● Aim of the task: Write out again exactly the lines from the one containing "Recreate this image" through the one containing "const cell = 'border", both included, and omit the pictures.

● Records:
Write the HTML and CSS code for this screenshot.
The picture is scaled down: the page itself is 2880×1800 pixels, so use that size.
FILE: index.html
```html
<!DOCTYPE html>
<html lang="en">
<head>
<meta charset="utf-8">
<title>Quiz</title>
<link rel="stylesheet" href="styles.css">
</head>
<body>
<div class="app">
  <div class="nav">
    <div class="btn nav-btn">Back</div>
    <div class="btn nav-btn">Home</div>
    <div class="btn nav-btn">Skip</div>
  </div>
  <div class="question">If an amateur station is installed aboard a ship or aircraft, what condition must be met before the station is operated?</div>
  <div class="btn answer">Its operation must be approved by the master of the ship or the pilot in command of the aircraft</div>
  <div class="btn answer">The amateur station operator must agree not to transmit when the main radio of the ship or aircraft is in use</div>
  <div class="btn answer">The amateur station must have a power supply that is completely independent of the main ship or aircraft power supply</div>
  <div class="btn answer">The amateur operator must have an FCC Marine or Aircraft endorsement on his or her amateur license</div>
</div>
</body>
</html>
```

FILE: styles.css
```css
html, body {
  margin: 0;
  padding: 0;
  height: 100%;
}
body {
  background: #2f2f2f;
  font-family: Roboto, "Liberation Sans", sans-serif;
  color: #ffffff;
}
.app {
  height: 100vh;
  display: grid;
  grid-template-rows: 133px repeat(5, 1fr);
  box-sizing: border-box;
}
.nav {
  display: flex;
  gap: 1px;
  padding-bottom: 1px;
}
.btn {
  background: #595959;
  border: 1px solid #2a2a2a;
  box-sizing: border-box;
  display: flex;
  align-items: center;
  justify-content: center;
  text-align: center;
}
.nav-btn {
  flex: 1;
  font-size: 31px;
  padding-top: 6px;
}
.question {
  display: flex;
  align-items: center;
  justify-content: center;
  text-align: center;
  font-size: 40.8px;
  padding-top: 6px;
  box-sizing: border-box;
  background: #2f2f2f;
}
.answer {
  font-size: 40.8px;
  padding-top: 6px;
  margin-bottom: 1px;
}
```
---
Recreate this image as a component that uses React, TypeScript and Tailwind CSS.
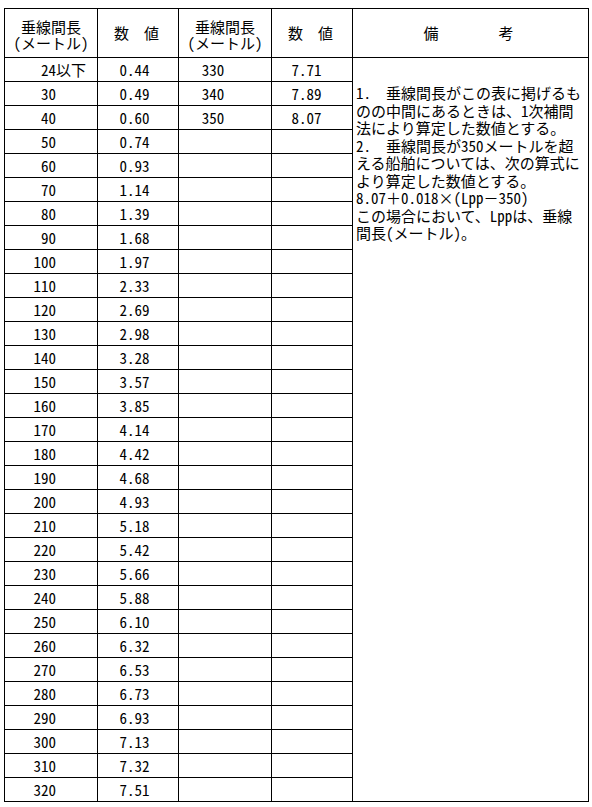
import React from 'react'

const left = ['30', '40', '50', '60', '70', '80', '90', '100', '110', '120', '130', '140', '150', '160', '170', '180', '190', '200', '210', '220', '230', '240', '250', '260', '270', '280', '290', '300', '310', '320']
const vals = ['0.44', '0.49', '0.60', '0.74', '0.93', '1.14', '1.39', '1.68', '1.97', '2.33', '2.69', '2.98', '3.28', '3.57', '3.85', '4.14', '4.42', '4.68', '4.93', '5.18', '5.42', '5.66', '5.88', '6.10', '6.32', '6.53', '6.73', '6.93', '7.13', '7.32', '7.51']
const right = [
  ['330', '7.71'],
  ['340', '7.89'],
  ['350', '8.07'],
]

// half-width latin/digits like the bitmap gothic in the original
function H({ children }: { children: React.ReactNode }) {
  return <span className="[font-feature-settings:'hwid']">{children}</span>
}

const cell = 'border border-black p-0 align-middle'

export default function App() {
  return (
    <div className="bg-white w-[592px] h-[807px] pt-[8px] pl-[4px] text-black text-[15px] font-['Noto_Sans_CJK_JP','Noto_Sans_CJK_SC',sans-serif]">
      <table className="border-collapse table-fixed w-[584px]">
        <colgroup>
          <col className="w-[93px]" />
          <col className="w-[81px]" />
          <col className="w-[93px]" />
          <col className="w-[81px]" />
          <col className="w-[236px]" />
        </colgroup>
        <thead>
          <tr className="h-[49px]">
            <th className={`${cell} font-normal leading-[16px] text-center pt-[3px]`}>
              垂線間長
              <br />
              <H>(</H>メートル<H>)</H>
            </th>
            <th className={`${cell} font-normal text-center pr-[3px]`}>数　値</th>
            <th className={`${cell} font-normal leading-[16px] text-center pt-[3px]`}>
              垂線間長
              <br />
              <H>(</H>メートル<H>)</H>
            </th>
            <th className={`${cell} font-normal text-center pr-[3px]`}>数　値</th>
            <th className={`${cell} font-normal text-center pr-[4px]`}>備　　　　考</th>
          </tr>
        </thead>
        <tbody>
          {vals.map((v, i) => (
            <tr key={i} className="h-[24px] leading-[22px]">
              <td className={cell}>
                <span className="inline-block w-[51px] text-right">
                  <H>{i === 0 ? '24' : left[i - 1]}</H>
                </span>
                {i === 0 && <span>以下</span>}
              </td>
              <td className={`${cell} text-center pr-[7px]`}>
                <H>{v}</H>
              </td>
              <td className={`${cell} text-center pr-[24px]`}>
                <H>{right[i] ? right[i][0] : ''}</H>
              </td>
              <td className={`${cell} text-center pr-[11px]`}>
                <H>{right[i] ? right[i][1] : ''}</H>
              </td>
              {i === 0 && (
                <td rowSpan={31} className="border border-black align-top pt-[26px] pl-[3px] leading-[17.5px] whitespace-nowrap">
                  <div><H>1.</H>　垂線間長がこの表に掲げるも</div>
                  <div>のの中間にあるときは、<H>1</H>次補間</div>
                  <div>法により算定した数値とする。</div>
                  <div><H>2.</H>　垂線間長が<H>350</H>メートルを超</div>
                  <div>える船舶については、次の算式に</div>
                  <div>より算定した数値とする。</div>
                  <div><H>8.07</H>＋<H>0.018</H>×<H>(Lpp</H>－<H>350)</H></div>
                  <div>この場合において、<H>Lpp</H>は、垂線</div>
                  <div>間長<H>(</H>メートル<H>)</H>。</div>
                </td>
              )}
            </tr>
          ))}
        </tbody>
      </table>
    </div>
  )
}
--
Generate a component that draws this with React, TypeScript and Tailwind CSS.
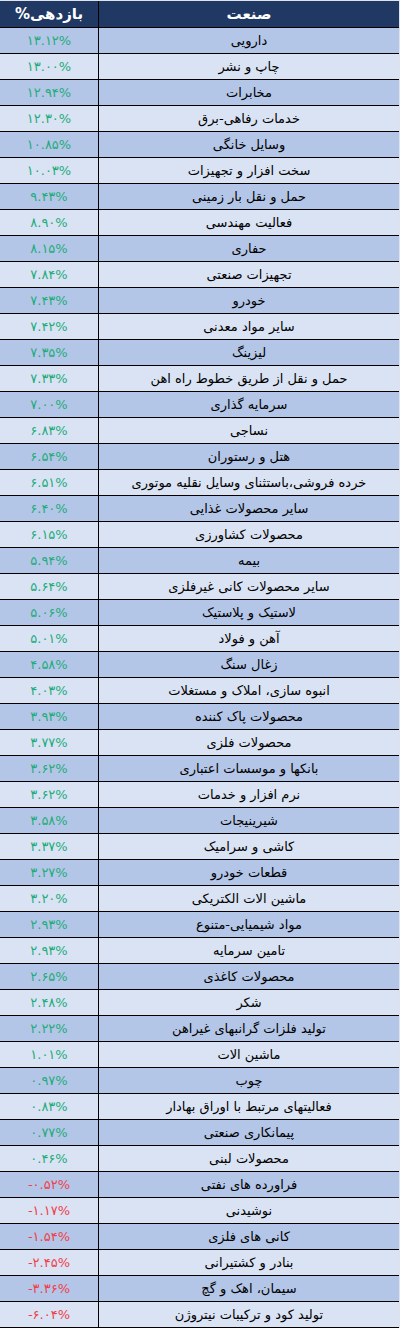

● Output of the task:
Recreate this image as a component that uses React, TypeScript and Tailwind CSS.
import React from 'react'

const left = ['30', '40', '50', '60', '70', '80', '90', '100', '110', '120', '130', '140', '150', '160', '170', '180', '190', '200', '210', '220', '230', '240', '250', '260', '270', '280', '290', '300', '310', '320']
const vals = ['0.44', '0.49', '0.60', '0.74', '0.93', '1.14', '1.39', '1.68', '1.97', '2.33', '2.69', '2.98', '3.28', '3.57', '3.85', '4.14', '4.42', '4.68', '4.93', '5.18', '5.42', '5.66', '5.88', '6.10', '6.32', '6.53', '6.73', '6.93', '7.13', '7.32', '7.51']
const right = [
  ['330', '7.71'],
  ['340', '7.89'],
  ['350', '8.07'],
]

// half-width latin/digits like the bitmap gothic in the original
function H({ children }: { children: React.ReactNode }) {
  return <span className="[font-feature-settings:'hwid']">{children}</span>
}

const cell = 'border border-black p-0 align-middle'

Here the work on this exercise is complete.